In Japan, restaurants tend to specialize. A walk-up might offer only takoyaki — octopus balls. I visited a Tokyo tonkatsu restaurant in 2017 that served nothing but flawless deep-fried breaded pork cutlets, night after night; they'd honed the technique. A ramen restaurant will have spent hours of effort perfecting and maintaining its broth.
An izakaya is less specialized, though it's not "anything goes"; it's more or less a pub, with emphasis on the alcohol, relaxing after work, and sharing round after round of small plates. Fried food, especially chicken, abounds.
Bash Izakaya moved into the former Izakaya Katsu, a short-lived concept in Detroit's Woodbridge neighborhood that closed in 2019. Apparently Bash's owners Tom Myers, Benjamin Nolan, and Adrian Roman felt a Japanese restaurant without sushi was a non-starter in Detroit (and sushi is sometimes seen at Japanese izakayas, too). Thus its two menus: the "main menu," which takes an inclusive approach, with ramen, udon, and tonkatsu, as well as gyoza and croquettes and other deep-fried favorites, though no chicken, and the sushi menu, with a long list of rolls, many of them American favorites like California roll and Philadelphia roll. There's a good amount of cream cheese.

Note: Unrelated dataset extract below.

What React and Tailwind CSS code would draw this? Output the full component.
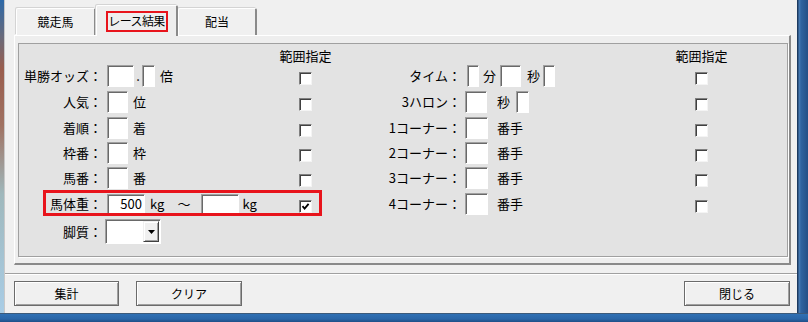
const sunken =
  "bg-white border border-t-[#a0a0a0] border-l-[#a0a0a0] border-r-white border-b-white shadow-[inset_1px_1px_0_#696969]";
const cols = "grid grid-cols-[83px_197px_13px_149px_234px_13px] items-center";
const txt = "text-[13px] leading-[16px] whitespace-nowrap";

function Box({ className = "", children }) {
  return <div className={`${sunken} h-[22px] shrink-0 ${className}`}>{children}</div>;
}

function Check({ checked }) {
  return (
    <div className="mt-[5px] w-[13px] h-[13px] bg-white border border-t-[#808080] border-l-[#808080] border-r-[#f4f4f4] border-b-[#f4f4f4] shadow-[inset_1px_1px_0_#404040] flex items-center justify-center">
      {checked && (
        <svg width="9" height="9" viewBox="0 0 9 9">
          <path d="M1.5 4.2 L3.6 6.6 L7.6 1.8" fill="none" stroke="#000" strokeWidth="1.8" />
        </svg>
      )}
    </div>
  );
}

function Label({ children }) {
  return <div className={`flex justify-end ${txt}`}>{children}</div>;
}

function Tab({ className = "", children }) {
  return (
    <div
      className={`flex items-center justify-center text-[12px] leading-[16px] rounded-t-[2px] border-t border-l border-r-2 border-t-white border-l-white border-r-[#8a8a8a] shadow-[-1px_-1px_0_#d4d4d4] ${className}`}
    >
      {children}
    </div>
  );
}

function Button({ className = "", children }) {
  return (
    <div
      className={`h-[25px] flex items-center justify-center text-[12px] leading-[16px] bg-[#f0f0f0] border border-[#6b6b6b] shadow-[inset_1px_1px_0_#ffffff,inset_-1px_-1px_0_#a0a0a0] ${className}`}
    >
      {children}
    </div>
  );
}

export default function App() {
  return (
    <div className="w-[808px] h-[322px] flex flex-col font-['Noto_Sans_CJK_JP','Noto_Sans',sans-serif] text-black overflow-hidden">
      <div className="flex h-[313px]">
        <div className="w-[4px] bg-[linear-gradient(to_bottom,#2e6aa8_0%,#6a6a7a_12%,#9a5e4e_22%,#a07262_40%,#9fb8bc_62%,#a9cde6_100%)]" />
        <div className="flex-1 flex flex-col bg-[#f0f0f0] border-l border-l-[#c8c8c8]">
          {/* tabs */}
          <div className="h-[35px] flex items-end pl-[11px]">
            <Tab className="w-[80px] h-[27px] bg-[#f0f0f0]">競走馬</Tab>
            <Tab className="w-[82px] h-[31px] -mb-[1px] relative z-10 bg-[#eeeeee]">
              <span className="w-[62px] h-[21px] flex items-center justify-center border-2 border-[#e8141c] tracking-[-0.6px] text-[12px]">
                レース結果
              </span>
            </Tab>
            <Tab className="w-[79px] h-[27px] bg-[#f0f0f0]">配当</Tab>
          </div>

          {/* tab page */}
          <div className="ml-[9px] w-[777px] h-[230px] bg-[#eeeeee] border-t border-l border-t-white border-l-white border-r-2 border-b-2 border-r-[#8a8a8a] border-b-[#8a8a8a] pt-[7px] pl-[3px]">
            <div className="w-[770px] h-[214px] bg-[#e3e3e3] border border-[#a0a0a0] shadow-[1px_1px_0_#ffffff] flex flex-col pt-[3px]">
              <div className={`${cols} h-[17px]`}>
                <div />
                <div />
                <div className={`flex justify-center ${txt}`}>範囲指定</div>
                <div />
                <div />
                <div className={`flex justify-center ${txt}`}>範囲指定</div>
              </div>

              {/* row 1 */}
              <div className={`${cols} h-[22px] mt-[1px]`}>
                <Label>単勝オッズ：</Label>
                <div className="flex items-center pl-[5px]">
                  <Box className="w-[27px]" />
                  <span className={`w-[8px] text-center ${txt}`}>.</span>
                  <Box className="w-[13px]" />
                  <span className={`ml-[5px] ${txt}`}>倍</span>
                </div>
                <Check />
                <Label>タイム：</Label>
                <div className="flex items-center">
                  <Box className="ml-[6px] w-[12px]" />
                  <span className={`ml-[4px] ${txt}`}>分</span>
                  <Box className="ml-[4px] w-[21px]" />
                  <span className={`ml-[6px] ${txt}`}>秒</span>
                  <Box className="ml-[3px] w-[12px]" />
                </div>
                <Check />
              </div>

              {/* row 2 */}
              <div className={`${cols} h-[22px] mt-[4px]`}>
                <Label>人気：</Label>
                <div className="flex items-center pl-[5px]">
                  <Box className="w-[21px]" />
                  <span className={`ml-[5px] ${txt}`}>位</span>
                </div>
                <Check />
                <Label>3ハロン：</Label>
                <div className="flex items-center">
                  <Box className="ml-[4px] w-[22px]" />
                  <span className={`ml-[10px] ${txt}`}>秒</span>
                  <Box className="ml-[6px] w-[13px]" />
                </div>
                <Check />
              </div>

              {/* row 3 */}
              <div className={`${cols} h-[22px] mt-[4px]`}>
                <Label>着順：</Label>
                <div className="flex items-center pl-[5px]">
                  <Box className="w-[21px]" />
                  <span className={`ml-[5px] ${txt}`}>着</span>
                </div>
                <Check />
                <Label>1コーナー：</Label>
                <div className="flex items-center">
                  <Box className="ml-[4px] w-[23px]" />
                  <span className={`ml-[9px] ${txt}`}>番手</span>
                </div>
                <Check />
              </div>

              {/* row 4 */}
              <div className={`${cols} h-[22px] mt-[3px]`}>
                <Label>枠番：</Label>
                <div className="flex items-center pl-[5px]">
                  <Box className="w-[21px]" />
                  <span className={`ml-[5px] ${txt}`}>枠</span>
                </div>
                <Check />
                <Label>2コーナー：</Label>
                <div className="flex items-center">
                  <Box className="ml-[4px] w-[23px]" />
                  <span className={`ml-[9px] ${txt}`}>番手</span>
                </div>
                <Check />
              </div>

              {/* row 5 */}
              <div className={`${cols} h-[22px] mt-[3px]`}>
                <Label>馬番：</Label>
                <div className="flex items-center pl-[5px]">
                  <Box className="w-[21px]" />
                  <span className={`ml-[5px] ${txt}`}>番</span>
                </div>
                <Check />
                <Label>3コーナー：</Label>
                <div className="flex items-center">
                  <Box className="ml-[4px] w-[23px]" />
                  <span className={`ml-[9px] ${txt}`}>番手</span>
                </div>
                <Check />
              </div>

              {/* row 6 */}
              <div className={`${cols} h-[21px] mt-[4px] relative`}>
                <Label>馬体重：</Label>
                <div className="flex items-center pl-[5px]">
                  <Box className="w-[38px] !h-[20px] flex items-center justify-end pr-[2px]">
                    <span className={txt}>500</span>
                  </Box>
                  <span className={`ml-[5px] ${txt}`}>kg</span>
                  <span className={`ml-[13px] ${txt}`}>～</span>
                  <Box className="ml-[11px] w-[38px] !h-[20px]" />
                  <span className={`ml-[3px] ${txt}`}>kg</span>
                </div>
                <Check checked />
                <Label>4コーナー：</Label>
                <div className="flex items-center">
                  <Box className="ml-[4px] w-[23px]" />
                  <span className={`ml-[9px] ${txt}`}>番手</span>
                </div>
                <Check />
                <div className="absolute left-[24px] top-[-3px] w-[279px] h-[26px] border-[3px] border-[#e8141c] pointer-events-none" />
              </div>

              {/* row 7 */}
              <div className={`${cols} h-[25px] mt-[5px]`}>
                <Label>脚質：</Label>
                <div className="flex items-center pl-[3px]">
                  <div className={`${sunken} w-[56px] h-[25px] flex justify-end items-center pr-[1px]`}>
                    <div className="w-[16px] h-[21px] bg-[#f0f0f0] border border-t-[#f0f0f0] border-l-[#f0f0f0] border-r-[#404040] border-b-[#404040] shadow-[inset_1px_1px_0_#ffffff,inset_-1px_-1px_0_#a0a0a0] flex items-center justify-center">
                      <svg width="7" height="4" viewBox="0 0 7 4">
                        <path d="M0 0 H7 L3.5 4 Z" fill="#000" />
                      </svg>
                    </div>
                  </div>
                </div>
                <div />
                <div />
                <div />
                <div />
              </div>
            </div>
          </div>

          {/* divider */}
          <div className="mt-[8px] h-[2px] border-t border-t-[#a0a0a0] border-b border-b-white" />

          {/* buttons */}
          <div className="mt-[6px] flex pl-[9px] pr-[7px]">
            <Button className="w-[105px]">集計</Button>
            <Button className="ml-[17px] w-[106px]">クリア</Button>
            <div className="flex-1" />
            <Button className="w-[106px]">閉じる</Button>
          </div>
        </div>
        <div className="w-[11px] bg-[linear-gradient(to_right,#1c3a60_0px,#1c3a60_1px,#4a7fb8_2px,#2f63a0_4px,#244f86_100%)]" />
      </div>
      <div className="h-[9px] border-t border-t-[#3c5a7a] bg-[linear-gradient(to_bottom,#2f70b4_0%,#2a66a8_60%,#1f4f88_100%)]" />
    </div>
  );
}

On my first visit a plurality of the dishes were decorated with maraschino cherries, but apparently they'd been used up by my second time there. One of them, the tonkatsu, served on a mesh grill, did not reach the exalted standards mentioned above, but its half-inch of pork had a good thick crust, served with shredded cabbage and plain rice. This would be a good dish for the person intimidated about trying Japanese food, somehow dragooned to Bash by friends.
The chashu ramen, a big bowl, was light on pork belly and tasted more of seaweed, with very thin, soft noodles. The cold chashu appetizer (with cherry) tasted mostly of soy sauce. Usually pork belly is one of my favorite things, so I don't know what happened to that shipment.
Of the traditional appetizers, the pork gyoza were admirably crisp without and chewy within, and eight shrimp shumai were remarkably similar to the same dish I'd just eaten in a Chinese place — tasty inside, rubbery wrapping. The best order-for-the-table appetizer was the takoyaki, a bargain at eight perfectly round pieces for $12. The outer shell is crisp, the inner batter is meltingly soft and the octopus itself is chewy. The balls (it's a shape, not a body part) are topped with generous kewpie mayo, bonito flakes and takoyaki sauce. Other batter-fried dishes, to soak up all that Sapporo, are tofu (it's not always a health food) and mashed potato/vegetable croquettes.
On the sushi side, there are plenty of sashimi and nigiri options and also everything-but-the-kitchen-sink items like the Bash Signature Roll: shrimp tempura, crab salad, avocado, cucumber, white tuna, jalapeño, spicy mayo, wasabi, eel sauce, and sweet sauce. Yes, three seafoods and four sauces. The Ruby Roll sports six seafoods and two sauces.
We went somewhat subtler with a spicy salmon roll, a spicy tuna roll and a spider roll, the latter for the crunch of the soft-shell crab and the eel sauce. It does include the misleadingly named "crab sticks" but who can tell, with all the rest that's going on? The spicy rolls are both spicy and saucy.
A friend who'd spent 14 weeks in Tokyo came with us to Bash. He was a frequenter of izakayas there when not working 60-hour weeks. (True story: In that city the late-night drinking culture is so well prepared for that you can call a cabbie who will drive you and your car home for you, the taxi driver returning to his vehicle on a motor scooter he's brought along for the purpose.) Not surprisingly, my friend found the Bash sushi not on the level of "any hole-in-the-wall sushi spot" in Tokyo, but decent for Detroit.
Dessert is five kinds of mochi (a sticky rice dumpling) filled with ice cream. I liked the green tea flavor, which was stronger than most. It's served with whipped cream... and a maraschino cherry.
Bash has an all-wood design, as in Japan, and includes a "tatami room," really a tatami area, though it doesn't include the woven straw tatami mats the Japanese revere. You take off your shoes anyway, and sit at traditional low tables, with wells below for your legs.
Bash makes it easy to sample a range of sakes, with two-ounce tastes for $2 to $6. I am not qualified to opine, but the descriptions promise herbal undertones, fruit-forward flavors, and notes of pear, melon, and vanilla (not all in the same sake). The "quick finish" on a Gekkaiken did not finish fast enough for me, I'll admit, but don't listen to me. I switched to a tart "Mandrin" cocktail that included blood orange, garnished with a grapefruit peel stamped "BASH," and was very happy. Our server said it was way popular. It's worth noting that the Bash servers are exceptionally cheerful and sweet.